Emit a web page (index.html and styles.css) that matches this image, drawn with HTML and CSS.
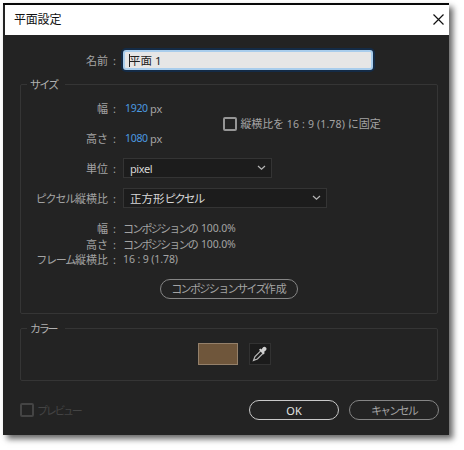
FILE: index.html
```html
<!DOCTYPE html>
<html lang="ja">
<head>
<meta charset="utf-8">
<title>平面設定</title>
<link rel="stylesheet" href="styles.css">
</head>
<body>
<main class="dialog">
  <header class="titlebar">
    <h1>平面設定</h1>
    <svg class="close" viewBox="0 0 11 11"><path d="M.5 .5l10 10M10.5 .5l-10 10"/></svg>
  </header>
  <div class="row name-row"><span class="label">名前</span><span class="colon">:</span><div class="name-input"><span class="caret"></span>平面 1</div></div>
  <section class="group size-group">
    <h2 class="legend kana">サイズ</h2>
    <div class="dimensions">
      <div>
        <div class="row tall"><span class="label">幅</span><span class="colon">:</span><span class="number">1920</span><span class="px">px</span></div>
        <div class="row tall"><span class="label">高さ</span><span class="colon">:</span><span class="number">1080</span><span class="px">px</span></div>
      </div>
      <div class="lock"><span class="checkbox"></span><span class="lock-text">縦横比を<span class="latin"> 16 : 9 (1.78) </span>に固定</span></div>
    </div>
    <div class="row tall"><span class="label">単位</span><span class="colon">:</span><div class="select unit"><span class="unit-text">pixel</span><svg class="chevron" viewBox="0 0 9 6"><path d="M1 1l3.5 3.3L8 1"/></svg></div></div>
    <div class="row tall"><span class="label"><span class="kana wide">ピクセル</span>縦横比</span><span class="colon">:</span><div class="select aspect"><span class="aspect-text">正方形<span class="kana">ピクセル</span></span><svg class="chevron" viewBox="0 0 9 6"><path d="M1 1l3.5 3.3L8 1"/></svg></div></div>
    <div class="info">
      <div class="row"><span class="label">幅</span><span class="colon">:</span><span class="kana">コンポジションの</span><span class="percent">100.0%</span></div>
      <div class="row"><span class="label">高さ</span><span class="colon">:</span><span class="kana">コンポジションの</span><span class="percent">100.0%</span></div>
      <div class="row"><span class="label"><span class="kana wide">フレーム</span>縦横比</span><span class="colon">:</span><span class="latin">16 : 9 (1.78)</span></div>
    </div>
    <div class="button comp"><span class="kana">コンポジションサイズ</span>作成</div>
  </section>
  <section class="group color-group">
    <h2 class="legend kana">カラー</h2>
    <div class="swatch"></div>
    <div class="picker"><svg viewBox="0 0 16 16"><path class="tube" d="M9 4.6L3 10.6 1.5 14.4 5.4 13l6-6z"/><path class="bulb" d="M7 3.8l1.4-1.2 1 .8 1.7-2.1c1.8-1.8 4.6.8 2.9 2.9l-2 1.7.8 1.2-1.4 1.3z"/></svg></div>
  </section>
  <footer class="footer">
    <span class="checkbox off"></span><span class="preview">プレビュー</span>
    <div class="button ok">OK</div><div class="button cancel kana">キャンセル</div>
  </footer>
</main>
</body>
</html>
```
FILE: styles.css
```css
* { box-sizing: border-box; }
html { background: #fff; }
body {
  height: 450px;
  margin: 0;
  padding: 3px 0 0 3px;
  color: #a3a3a3;
  font: 11px/15px "Noto Sans", "Noto Sans CJK JP", sans-serif;
  white-space: nowrap;
}
h1, h2 { margin: 0; font-weight: 400; }
.dialog {
  width: 446px;
  height: 432px;
  background: #232323;
  border-top: 2px solid #080808;
  box-shadow: 4px 4px 6px 0 rgba(0, 0, 0, .6);
}
.titlebar {
  display: flex;
  align-items: center;
  justify-content: space-between;
  height: 30px;
  margin-left: 2px;
  padding: 0 5px 0 9px;
  background: #fff;
  color: #111;
}
.titlebar h1 { font-size: 12px; line-height: 30px; letter-spacing: -.2px; }
.close { width: 11px; height: 11px; margin-top: -1px; }
.close path { fill: none; stroke: #111; stroke-width: 1.2; }
.row { display: flex; align-items: center; height: 15.5px; }
.label { width: 105px; text-align: right; }
.colon { width: 15px; padding-left: 5px; }
.kana { letter-spacing: -1.75px; }
.wide { letter-spacing: -1.2px; }
.latin { font-size: 10.5px; letter-spacing: -.1px; white-space: pre; }
.name-row { height: 20px; margin-top: 15px; }
.name-input {
  display: flex;
  align-items: center;
  width: 250px;
  height: 20px;
  padding: 0 4px;
  border: 2px solid #a9cdec;
  border-radius: 3px;
  box-shadow: 0 0 0 2px #142b46;
  background: #e6e6e6;
  color: #202020;
  font-size: 11.5px;
}
.caret { width: 1px; height: 13px; margin-right: -1px; background: #222; }
.group { margin: 0 11px 0 17px; border: 1px solid #353535; border-radius: 2px; }
.legend { width: max-content; padding: 0 8px 0 3px; background: #232323; font-size: 11px; line-height: 16px; color: #b0b0b0; }
.size-group { height: 230px; margin-top: 14px; }
.size-group .legend { margin: -8px 0 0 6px; }
.size-group .row { margin-left: -18px; }
.dimensions { display: flex; align-items: center; }
.size-group .tall { height: 30px; }
.number { width: 22px; margin-left: 2px; color: #4b9ae0; font-size: 10.5px; letter-spacing: -.3px; }
.px { margin-left: 3px; }
.lock { display: flex; align-items: center; gap: 3px; margin: 2px 0 0 61px; }
.checkbox { width: 14px; height: 14px; border: 2px solid #969696; border-radius: 2px; }
.lock-text { letter-spacing: -.1px; }
.lock-text .latin { letter-spacing: .15px; }
.select {
  display: flex;
  align-items: center;
  justify-content: space-between;
  height: 20px;
  padding: 0 5px 0 6px;
  border: 1px solid #343434;
  background: #1c1c1c;
  color: #d6d6d6;
}
.unit { width: 149px; }
.unit-text { letter-spacing: -.4px; }
.aspect { width: 204px; }
.aspect-text { font-size: 11.5px; }
.chevron { width: 9px; height: 6px; }
.chevron path { fill: none; stroke: #b5b5b5; stroke-width: 1.2; }
.info { margin-top: 8px; }
.percent { margin-left: 4px; font-size: 10.5px; letter-spacing: -.15px; }
.button {
  display: flex;
  align-items: center;
  justify-content: center;
  height: 20px;
  border: 1px solid #858585;
  border-radius: 10px;
}
.comp { width: 138px; margin: 11px 0 0 139px; }
.comp .kana { letter-spacing: -1.6px; }
.color-group { display: flex; height: 53px; margin-top: 14px; }
.color-group .legend { width: 38px; height: 16px; margin: -8px 0 0 6px; letter-spacing: -2.2px; }
.swatch { width: 40px; height: 22px; margin: 14px 0 0 133px; border: 1px solid #94806a; background: #6f563b; }
.picker { display: flex; align-items: center; justify-content: center; width: 22px; height: 22px; margin: 14px 0 0 11px; border: 1px solid #323232; background: #1b1b1b; }
.picker svg { width: 16px; height: 16px; }
.tube { fill: none; stroke: #b8b8b8; stroke-width: 1.2; }
.bulb { fill: #d0d0d0; }
.footer { display: flex; align-items: center; height: 20px; margin: 19px 10px 0 17px; }
.off { border-color: #444; }
.preview { margin-left: 3px; color: #444; letter-spacing: -2.3px; }
.ok { width: 90px; margin-left: auto; border: 1.5px solid #c8c8c8; color: #e4e4e4; }
.cancel { width: 90px; margin-left: 10px; }
```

---------------

Exercise prompt
Work out how many lines of the listing above include "index". Answer with the number and nothing more.

Solution to the problem
2